If Politicians Ever Agreed, They Might Actually Do Some Harm (Plutarch, Moralia)

Plutarch, Quomodo adulescens poetas audire debeat 20 C

“Philosophers, at least, when they want to correct behavior and teach, use examples from real events. But poets do the same thing by making up facts and telling myths! Melanthios, thus, either joking or in earnest, used to say that the city of Athens was saved by the strife and disruption of its politicians, since they would not all gather on one side of the ship. In this way, thanks to the disagreement of the politicians, there was always a counterweight to actual harm. Similarly, the contradictions of the poets do not allow a forceful tipping into harm by bringing restoring our credulity to balance.”

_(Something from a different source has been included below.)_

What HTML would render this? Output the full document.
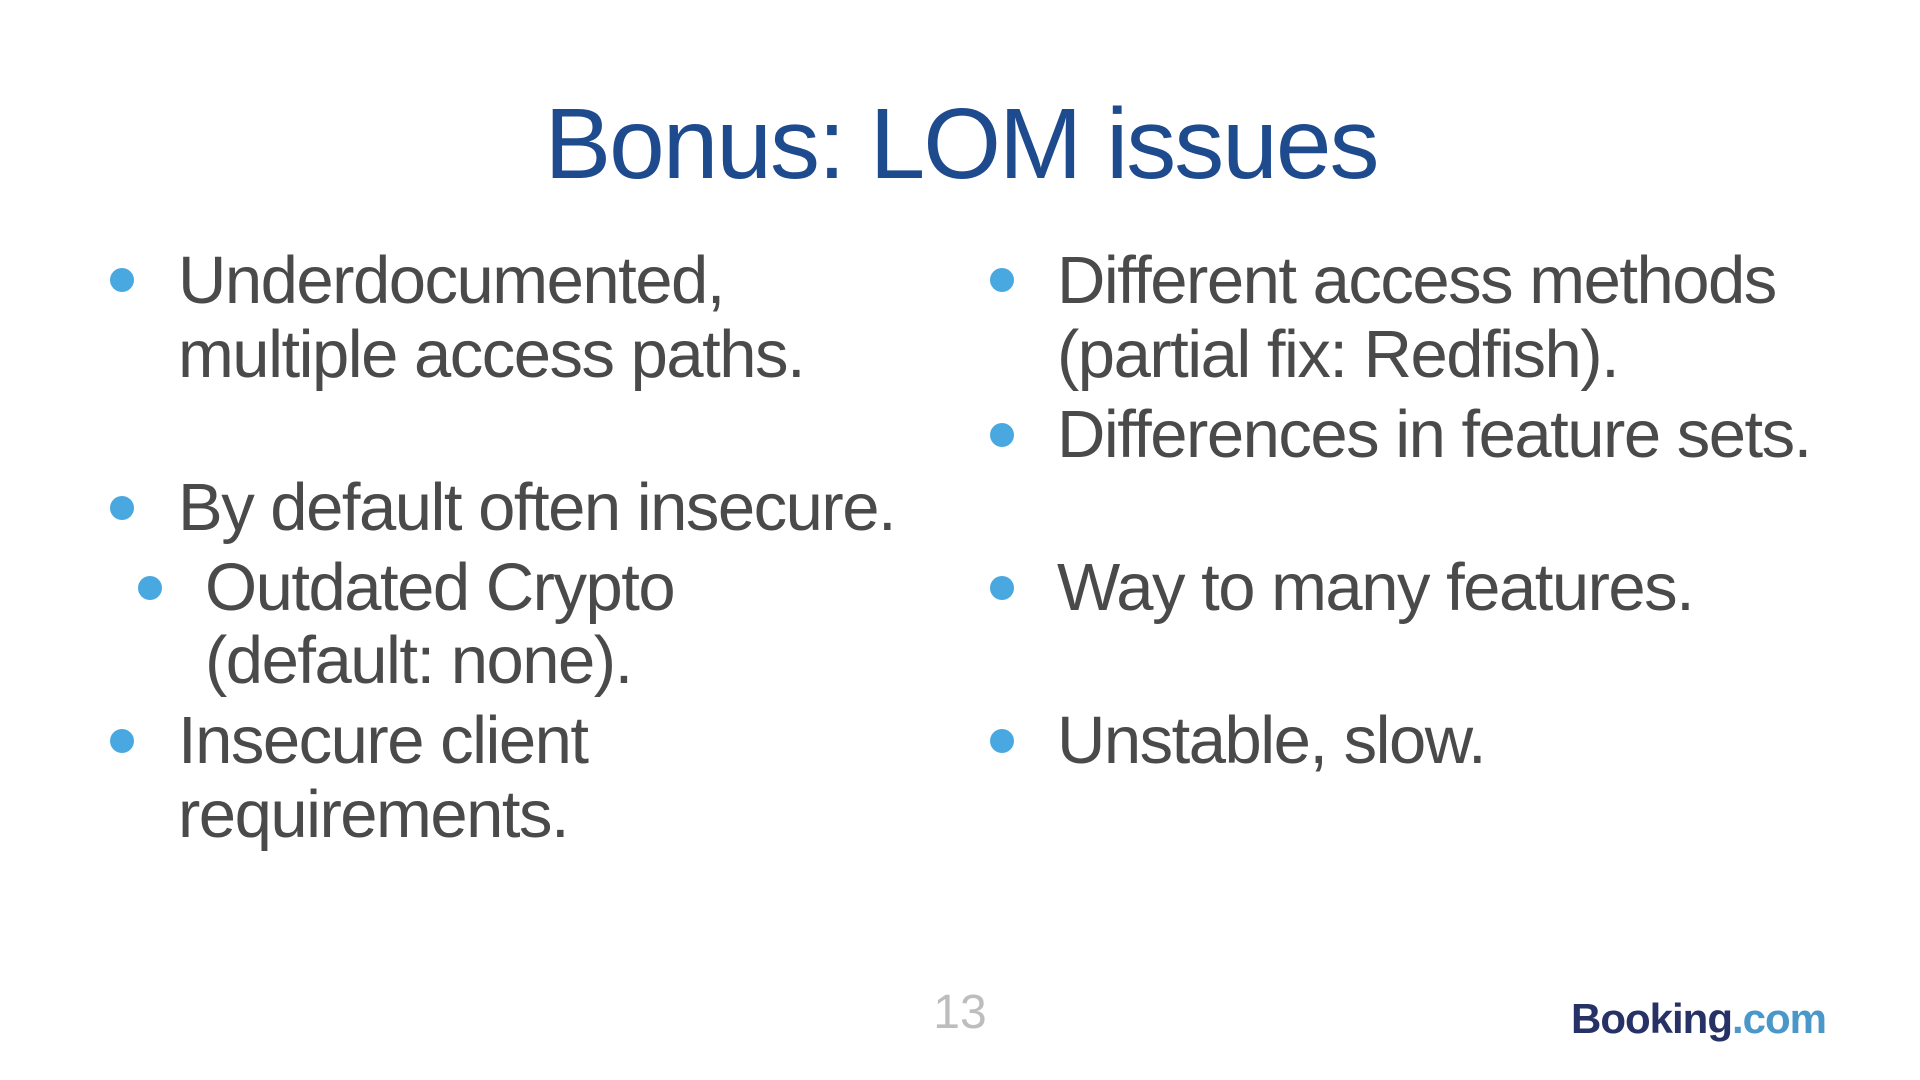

οἱ γοῦν φιλόσοφοι παραδείγμασι χρῶνται, νουθετοῦντες καὶ παιδεύοντες ἐξ ὑποκειμένων· οἱ δὲ ποιηταὶ ταὐτὰ ποιοῦσι πλάττοντες αὐτοὶ πράγματα καὶ μυθολογοῦντες. ὁ μὲν οὖν Μελάνθιος εἴτε παίζων εἴτε σπουδάζων ἔλεγε διασῴζεσθαι τὴν ᾿Αθηναίων πόλιν ὑπὸ τῆς τῶν ῥητόρων διχοστασίας καὶ ταραχῆς· οὐ γὰρ ἀποκλίνειν ἅπαντας εἰς τὸν αὐτὸν τοῖχον, ἀλλὰ γίγνεσθαί τινα τοῦ  βλάπτοντος ἀνθολκὴν ἐν τῇ διαφορᾷ τῶν πολιτευομένων. αἱ δὲ τῶν ποιητῶν ὑπεναντιώσεις πρὸς αὑτοὺς ἀνταναφέρουσαι τὴν πίστιν οὐκ ἐῶσιν ἰσχυρὰν ῥοπὴν γενέσθαι πρὸς τὸ βλάπτον.